+++ DATA PROVIDED

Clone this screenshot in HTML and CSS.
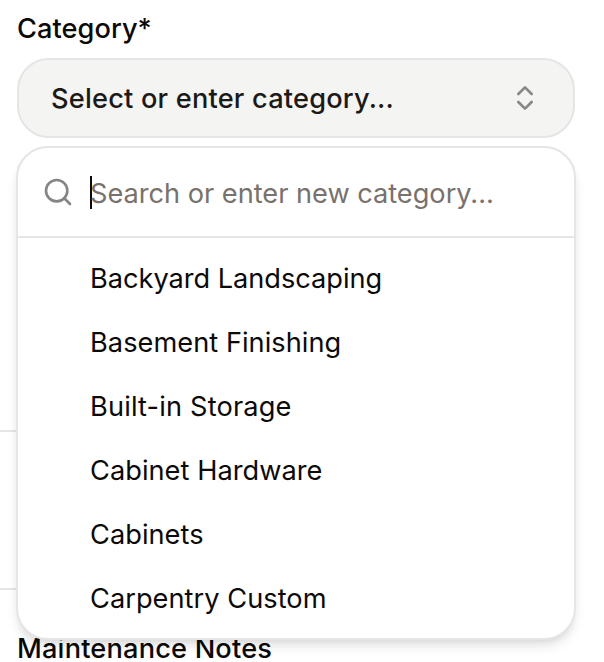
FILE: index.html
```html
<!DOCTYPE html>
<html lang="en">
<head>
<meta charset="utf-8">
<title>Category</title>
<link rel="stylesheet" href="styles.css">
</head>
<body>
<main class="form">
  <div class="field">
    <div class="label">Category*</div>
    <div class="trigger">
      <span>Select or enter category...</span>
      <svg class="chevrons" viewBox="0 0 24 24"><path d="m7 15 5 5 5-5"/><path d="m7 9 5-5 5 5"/></svg>
    </div>
    <div class="popover">
      <div class="search">
        <svg class="magnifier" viewBox="0 0 24 24"><circle cx="11" cy="11" r="8"/><path d="m21 21-4.3-4.3"/></svg>
        <span class="caret"></span>
        <span class="placeholder">Search or enter new category...</span>
      </div>
      <ul class="options">
        <li class="wide">Backyard Landscaping</li>
        <li>Basement Finishing</li>
        <li class="narrow">Built-in Storage</li>
        <li>Cabinet Hardware</li>
        <li>Cabinets</li>
        <li>Carpentry Custom</li>
      </ul>
    </div>
  </div>
  <div class="rows"></div>
  <div class="label notes">Maintenance Notes</div>
</main>
</body>
</html>
```
FILE: styles.css
```css
* { box-sizing: border-box; }
body {
  margin: 0;
  height: 662px;
  overflow: hidden;
  background: #fff;
  color: #0c0a09;
  font-family: Inter, "Liberation Sans", sans-serif;
  font-size: 27.2px;
}
.form { height: 662px; overflow: hidden; }
.field { position: relative; height: 430px; padding: 9px 29px 0 17px; }
.label { height: 40px; line-height: 40px; font-weight: 500; letter-spacing: 0.05px; white-space: nowrap; }
.trigger {
  display: flex;
  align-items: center;
  justify-content: space-between;
  height: 80px;
  margin-top: 9px;
  padding: 0 32px;
  border: 2px solid #e5e5e5;
  border-radius: 32px;
  background: #f4f4f2;
  color: #1c1917;
  font-weight: 500;
  letter-spacing: 0.2px;
  white-space: nowrap;
}
svg { flex: none; fill: none; stroke: currentColor; stroke-width: 2; stroke-linecap: round; stroke-linejoin: round; }
.chevrons { width: 32px; height: 32px; color: #888886; }
.popover {
  position: absolute;
  z-index: 1;
  top: 146px;
  left: 16px;
  width: 560px;
  height: 494px;
  border: 2px solid #e5e5e5;
  border-radius: 32px;
  background: #fff;
  box-shadow: 0 8px 12px -2px rgb(0 0 0 / .1), 0 4px 8px -4px rgb(0 0 0 / .1);
}
.search {
  display: flex;
  align-items: center;
  height: 90px;
  padding-left: 24px;
  border-bottom: 2px solid #e5e5e5;
  white-space: nowrap;
}
.magnifier { width: 32px; height: 32px; margin-right: 16px; color: #858585; }
.caret { width: 2px; height: 33px; margin-right: -2px; background: #0c0a09; }
.placeholder { padding-top: 2px; color: #78716c; letter-spacing: -0.02px; }
.options { margin: 0; padding: 9px 0 0 72px; list-style: none; letter-spacing: 0.04px; }
.options li { height: 64px; line-height: 64px; white-space: nowrap; }
.options .wide { letter-spacing: -0.03px; }
.options .narrow { letter-spacing: 0.16px; }
.rows { width: 560px; height: 160px; border-top: 2px solid #e5e5e5; border-bottom: 2px solid #e5e5e5; }
.notes { margin-top: 39px; padding-left: 17px; letter-spacing: 0.18px; }
```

++++++

## GIVEN INSTRUCTION
Write out the data precisely as given, excluding the pictures.

## SOLUTION
Clone this screenshot in HTML and CSS.
FILE: index.html
```html
<!DOCTYPE html>
<html lang="en">
<head>
<meta charset="utf-8">
<title>Category</title>
<link rel="stylesheet" href="styles.css">
</head>
<body>
<main class="form">
  <div class="field">
    <div class="label">Category*</div>
    <div class="trigger">
      <span>Select or enter category...</span>
      <svg class="chevrons" viewBox="0 0 24 24"><path d="m7 15 5 5 5-5"/><path d="m7 9 5-5 5 5"/></svg>
    </div>
    <div class="popover">
      <div class="search">
        <svg class="magnifier" viewBox="0 0 24 24"><circle cx="11" cy="11" r="8"/><path d="m21 21-4.3-4.3"/></svg>
        <span class="caret"></span>
        <span class="placeholder">Search or enter new category...</span>
      </div>
      <ul class="options">
        <li class="wide">Backyard Landscaping</li>
        <li>Basement Finishing</li>
        <li class="narrow">Built-in Storage</li>
        <li>Cabinet Hardware</li>
        <li>Cabinets</li>
        <li>Carpentry Custom</li>
      </ul>
    </div>
  </div>
  <div class="rows"></div>
  <div class="label notes">Maintenance Notes</div>
</main>
</body>
</html>
```
FILE: styles.css
```css
* { box-sizing: border-box; }
body {
  margin: 0;
  height: 662px;
  overflow: hidden;
  background: #fff;
  color: #0c0a09;
  font-family: Inter, "Liberation Sans", sans-serif;
  font-size: 27.2px;
}
.form { height: 662px; overflow: hidden; }
.field { position: relative; height: 430px; padding: 9px 29px 0 17px; }
.label { height: 40px; line-height: 40px; font-weight: 500; letter-spacing: 0.05px; white-space: nowrap; }
.trigger {
  display: flex;
  align-items: center;
  justify-content: space-between;
  height: 80px;
  margin-top: 9px;
  padding: 0 32px;
  border: 2px solid #e5e5e5;
  border-radius: 32px;
  background: #f4f4f2;
  color: #1c1917;
  font-weight: 500;
  letter-spacing: 0.2px;
  white-space: nowrap;
}
svg { flex: none; fill: none; stroke: currentColor; stroke-width: 2; stroke-linecap: round; stroke-linejoin: round; }
.chevrons { width: 32px; height: 32px; color: #888886; }
.popover {
  position: absolute;
  z-index: 1;
  top: 146px;
  left: 16px;
  width: 560px;
  height: 494px;
  border: 2px solid #e5e5e5;
  border-radius: 32px;
  background: #fff;
  box-shadow: 0 8px 12px -2px rgb(0 0 0 / .1), 0 4px 8px -4px rgb(0 0 0 / .1);
}
.search {
  display: flex;
  align-items: center;
  height: 90px;
  padding-left: 24px;
  border-bottom: 2px solid #e5e5e5;
  white-space: nowrap;
}
.magnifier { width: 32px; height: 32px; margin-right: 16px; color: #858585; }
.caret { width: 2px; height: 33px; margin-right: -2px; background: #0c0a09; }
.placeholder { padding-top: 2px; color: #78716c; letter-spacing: -0.02px; }
.options { margin: 0; padding: 9px 0 0 72px; list-style: none; letter-spacing: 0.04px; }
.options li { height: 64px; line-height: 64px; white-space: nowrap; }
.options .wide { letter-spacing: -0.03px; }
.options .narrow { letter-spacing: 0.16px; }
.rows { width: 560px; height: 160px; border-top: 2px solid #e5e5e5; border-bottom: 2px solid #e5e5e5; }
.notes { margin-top: 39px; padding-left: 17px; letter-spacing: 0.18px; }
```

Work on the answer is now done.